Using Napoleonic style, he wrote the attack orders for Shiloh and took command when Johnston was mortally wounded on the first day of the battle. On the evening of the first day he let victory slip through his fingers by calling off the attacks. Controversy over his decision has raged to this day. The next day he was driven from the field by Grant's and Buell's combined armies. He was eventually forced to evacuate Corinth, Mississippi-his supply base in the face of Henry W. Halleck's large force. Shortly after that he went on sick leave without gaining Davis' permission; he was permanently relieved of his army and departmental commands on June 27, 1862, by special direction of the president.
Two months later he returned to the scene of his earlier triumph as commander along the Southern coast from the North Carolina-South Carolina line to the tip of Florida. He held this command for over a year and a half and was engaged in the determined defense of Charleston against naval and ground forces. Ordered north, he took command in North Carolina and southern Virginia while Lee faced Grant in northern Virginia. Gradually the two forces were pushed together in an awkward command arrangement.

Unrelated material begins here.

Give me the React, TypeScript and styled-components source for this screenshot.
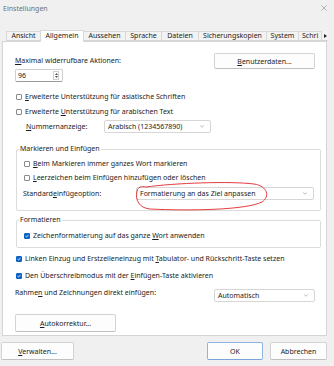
import React from "react";
import styled, { createGlobalStyle } from "styled-components";

const GlobalStyle = createGlobalStyle`
  html, body { margin: 0; padding: 0; background: #f0f0f0; }
  body {
    font-family: "Noto Sans", "Open Sans", sans-serif;
    font-size: 7px;
    color: #1c1c1c;
  }
  * { box-sizing: border-box; }
`;

const Window = styled.div`
  position: relative;
  width: 334px;
  height: 366px;
  overflow: hidden;
  background: #f0f0f0;
  display: flex;
  flex-direction: column;
`;

const TitleBar = styled.div`
  height: 20px;
  display: flex;
  justify-content: space-between;
  align-items: flex-start;
  padding: 4px 7px 0 3px;
  color: #6f6f6f;
  line-height: 10px;
`;

const CloseIcon = styled.svg`
  margin-top: 1px;
`;

const Body = styled.div`
  padding-left: 2px;
  margin-top: 9px;
`;

const TabStrip = styled.div`
  display: flex;
  align-items: flex-end;
  height: 12px;
  padding-left: 5px;
  position: relative;
  z-index: 1;
`;

const Tab = styled.div<{ $w: number; $active?: boolean; $clip?: boolean }>`
  width: ${(p) => p.$w}px;
  height: ${(p) => (p.$active ? 12 : 10)}px;
  margin-left: -1px;
  margin-bottom: ${(p) => (p.$active ? -1 : 0)}px;
  border: 1px solid #d9d9d9;
  border-bottom: ${(p) => (p.$active ? "none" : "1px solid #d5d5d5")};
  background: ${(p) => (p.$active ? "#ffffff" : "#f3f3f3")};
  line-height: ${(p) => (p.$active ? 10 : 8)}px;
  text-align: ${(p) => (p.$clip ? "left" : "center")};
  padding-left: ${(p) => (p.$clip ? 3 : 0)}px;
  white-space: nowrap;
  position: relative;
  z-index: ${(p) => (p.$active ? 2 : 1)};
`;

const TabScroll = styled.div`
  width: 6px;
  height: 10px;
  display: flex;
  align-items: center;
  justify-content: center;
  background: #f3f3f3;
  border-bottom: 1px solid #d5d5d5;
`;

const Panel = styled.div`
  width: 325px;
  height: 295px;
  border: 1px solid #d5d5d5;
  background: #ffffff;
  padding: 11px 5px 0 12px;
  display: flex;
  flex-direction: column;
`;

const TopRow = styled.div`
  display: flex;
  justify-content: space-between;
  align-items: flex-start;
  padding-right: 6px;
`;

const Column = styled.div`
  display: flex;
  flex-direction: column;
`;

const Label = styled.div<{ $h?: number; $w?: number; $shift?: number }>`
  line-height: ${(p) => p.$h ?? 9}px;
  width: ${(p) => (p.$w ? `${p.$w}px` : "auto")};
  margin-left: ${(p) => p.$shift ?? 0}px;
  white-space: nowrap;
  flex-shrink: 0;
`;

const Button = styled.button<{ $w: number; $h: number; $primary?: boolean }>`
  width: ${(p) => p.$w}px;
  height: ${(p) => p.$h}px;
  padding: 0;
  font: inherit;
  color: #1c1c1c;
  background: #fdfdfd;
  border: 1px solid ${(p) => (p.$primary ? "#8fb4e3" : "#d3d3d3")};
  border-bottom-color: ${(p) => (p.$primary ? "#7aa5dc" : "#bfbfbf")};
  border-radius: 2px;
  line-height: 1;
  flex-shrink: 0;
`;

const SpinBox = styled.div`
  width: 48px;
  height: 13px;
  border: 1px solid #cfcfcf;
  border-bottom-color: #9a9a9a;
  border-radius: 2px;
  display: flex;
  align-items: center;
  justify-content: space-between;
  padding: 0 2px 0 2px;
`;

const SpinArrows = styled.div`
  width: 6px;
  height: 9px;
  border: 1px solid #cfcfcf;
  display: flex;
  flex-direction: column;
  align-items: center;
  justify-content: space-around;
  margin-right: 1px;
`;

const CheckRow = styled.div<{ $mt: number; $inset?: number }>`
  display: flex;
  align-items: center;
  height: 11px;
  margin-top: ${(p) => p.$mt}px;
  margin-left: ${(p) => p.$inset ?? 0}px;
  gap: 3px;
  white-space: nowrap;
`;

const Box = styled.div<{ $checked?: boolean }>`
  width: 6px;
  height: 6px;
  border: 1px solid ${(p) => (p.$checked ? "#0b62c4" : "#8a8a8a")};
  border-radius: 1px;
  background: ${(p) => (p.$checked ? "#0b62c4" : "#ffffff")};
  display: flex;
  align-items: center;
  justify-content: center;
  flex-shrink: 0;
`;

const FieldRow = styled.div<{ $mt: number; $indent?: number; $align?: string; $spread?: boolean }>`
  display: flex;
  align-items: ${(p) => p.$align ?? "center"};
  justify-content: ${(p) => (p.$spread ? "space-between" : "flex-start")};
  margin-top: ${(p) => p.$mt}px;
  padding-left: ${(p) => p.$indent ?? 0}px;
  padding-right: ${(p) => (p.$spread ? 6 : 0)}px;
`;

const Select = styled.div<{ $w: number }>`
  width: ${(p) => p.$w}px;
  height: 13px;
  border: 1px solid #d6d6d6;
  border-radius: 2px;
  background: #fff;
  display: flex;
  align-items: center;
  justify-content: space-between;
  padding: 0 6px 0 3px;
  white-space: nowrap;
  flex-shrink: 0;
`;

const Group = styled.div<{ $mt: number; $h: number }>`
  position: relative;
  margin-top: ${(p) => p.$mt}px;
  margin-left: 1px;
  height: ${(p) => p.$h}px;
  border: 1px solid #dcdcdc;
  border-radius: 2px;
  padding: 8px 5px 0 7px;
  display: flex;
  flex-direction: column;
`;

const Legend = styled.div`
  position: absolute;
  top: -6px;
  left: 2px;
  padding: 0 1px;
  background: #fff;
  line-height: 9px;
`;

const Footer = styled.div`
  display: flex;
  align-items: center;
  margin-top: 6px;
  padding: 0 7px 0 1px;
  gap: 7px;
`;

const Spacer = styled.div`
  flex: 1;
`;

const Annotation = styled.svg`
  position: absolute;
  left: 0;
  top: 0;
  pointer-events: none;
`;

const Chevron = () => (
  <svg width="4" height="3" viewBox="0 0 4 3">
    <path d="M0.3 0.6 L2 2.2 L3.7 0.6" fill="none" stroke="#8a8a8a" strokeWidth="0.6" />
  </svg>
);

const Check = ({ checked, children, mt, inset }: { checked?: boolean; children: React.ReactNode; mt: number; inset?: number }) => (
  <CheckRow $mt={mt} $inset={inset}>
    <Box $checked={checked}>
      {checked && (
        <svg width="4" height="4" viewBox="0 0 4 4">
          <path d="M0.5 2 L1.6 3 L3.5 0.8" fill="none" stroke="#fff" strokeWidth="0.8" />
        </svg>
      )}
    </Box>
    <span>{children}</span>
  </CheckRow>
);

const tabs: { label: string; w: number; active?: boolean; clip?: boolean }[] = [
  { label: "Ansicht", w: 35 },
  { label: "Allgemein", w: 44, active: true },
  { label: "Aussehen", w: 43 },
  { label: "Sprache", w: 37 },
  { label: "Dateien", w: 38 },
  { label: "Sicherungskopien", w: 69 },
  { label: "System", w: 33 },
  { label: "Schri", w: 24, clip: true },
];

export default function App() {
  return (
    <>
      <GlobalStyle />
      <Window>
        <TitleBar>
          <span>Einstellungen</span>
          <CloseIcon width="6" height="6" viewBox="0 0 6 6">
            <path d="M0.3 0.3 L5.7 5.7 M5.7 0.3 L0.3 5.7" stroke="#8c8c8c" strokeWidth="0.6" />
          </CloseIcon>
        </TitleBar>
        <Body>
          <TabStrip>
            {tabs.map((t) => (
              <Tab key={t.label} $w={t.w} $active={t.active} $clip={t.clip}>
                {t.label}
              </Tab>
            ))}
            <TabScroll>
              <svg width="3" height="4" viewBox="0 0 3 4">
                <path d="M0 0 L3 2 L0 4 Z" fill="#222" />
              </svg>
            </TabScroll>
          </TabStrip>
          <Panel>
            <TopRow>
              <Column>
                <Label $h={16}>
                  <u>M</u>aximal widerrufbare Aktionen:
                </Label>
                <SpinBox>
                  <span>96</span>
                  <SpinArrows>
                    <svg width="3" height="2" viewBox="0 0 3 2">
                      <path d="M0 2 L1.5 0 L3 2 Z" fill="#555" />
                    </svg>
                    <svg width="3" height="2" viewBox="0 0 3 2">
                      <path d="M0 0 L1.5 2 L3 0 Z" fill="#555" />
                    </svg>
                  </SpinArrows>
                </SpinBox>
              </Column>
              <Button $w={101} $h={16}>
                <u>B</u>enutzerdaten...
              </Button>
            </TopRow>

            <Check mt={9} inset={1}>
              <u>E</u>rweiterte Unterstützung für asiatische Schriften
            </Check>
            <Check mt={4} inset={1}>
              Erweiterte <u>U</u>nterstützung für arabischen Text
            </Check>

            <FieldRow $mt={3} $indent={11}>
              <Label $w={78}>
                <u>N</u>ummernanzeige:
              </Label>
              <Select $w={107}>
                <span>Arabisch (1234567890)</span>
                <Chevron />
              </Select>
            </FieldRow>

            <Group $mt={16} $h={62}>
              <Legend>Markieren und Einfügen</Legend>
              <Check mt={0}>
                <u>B</u>eim Markieren immer ganzes Wort markieren
              </Check>
              <Check mt={3}>
                <u>L</u>eerzeichen beim Einfügen hinzufügen oder löschen
              </Check>
              <FieldRow $mt={4}>
                <Label $w={113} $shift={-1}>
                  Standard<u>e</u>infügeoption:
                </Label>
                <Select $w={178}>
                  <span>Formatierung an das Ziel anpassen</span>
                  <Chevron />
                </Select>
              </FieldRow>
            </Group>

            <Group $mt={9} $h={28}>
              <Legend>Formatieren</Legend>
              <Check mt={1} checked>
                Zeichenformatierung auf das ganze <u>W</u>ort anwenden
              </Check>
            </Group>

            <Check mt={5} inset={1} checked>
              Linken Einzug und Erstzeileneinzug mit <u>T</u>abulator- und Rückschritt-Taste setzen
            </Check>
            <Check mt={6} inset={1} checked>
              Den Überschreibmodus mit der <u>E</u>infügen-Taste aktivieren
            </Check>

            <FieldRow $mt={8} $align="flex-start" $spread>
              <Label $h={7}>
                Rahme<u>n</u> und Zeichnungen direkt einfügen:
              </Label>
              <Select $w={101}>
                <span>Automatisch</span>
                <Chevron />
              </Select>
            </FieldRow>

            <FieldRow $mt={12}>
              <Button $w={101} $h={18}>
                <u>A</u>utokorrektur...
              </Button>
            </FieldRow>
          </Panel>
        </Body>
        <Footer>
          <Button $w={73} $h={18}>
            <u>V</u>erwalten...
          </Button>
          <Spacer />
          <Button $w={56} $h={18} $primary>
            OK
          </Button>
          <Button $w={57} $h={18}>
            Abbrechen
          </Button>
        </Footer>
        <Annotation width="334" height="366" viewBox="0 0 334 366">
          <path
            d="M146 187 C175 183 230 181 254 184 C268 186 270 197 262 202 C246 210 190 211 150 209 C139 208 135 200 137 191 C138 187 141 186 146 187"
            fill="none"
            stroke="#e0262a"
            strokeWidth="0.9"
          />
        </Annotation>
      </Window>
    </>
  );
}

In the final days of the war he was again second in command to Joseph E. Johnston, this time in North Carolina. Following the capitulation he returned to New Orleans and refused high rank in the Egyptian and Rumanian armies. Engaged in railroading, his reputation was tarnished by his association with the Louisiana Lottery as a supervisor. For a time he was Louisiana's adjutant general, and he engaged in historical writing including his A Commentary on the Campaign and Battle of Manassas.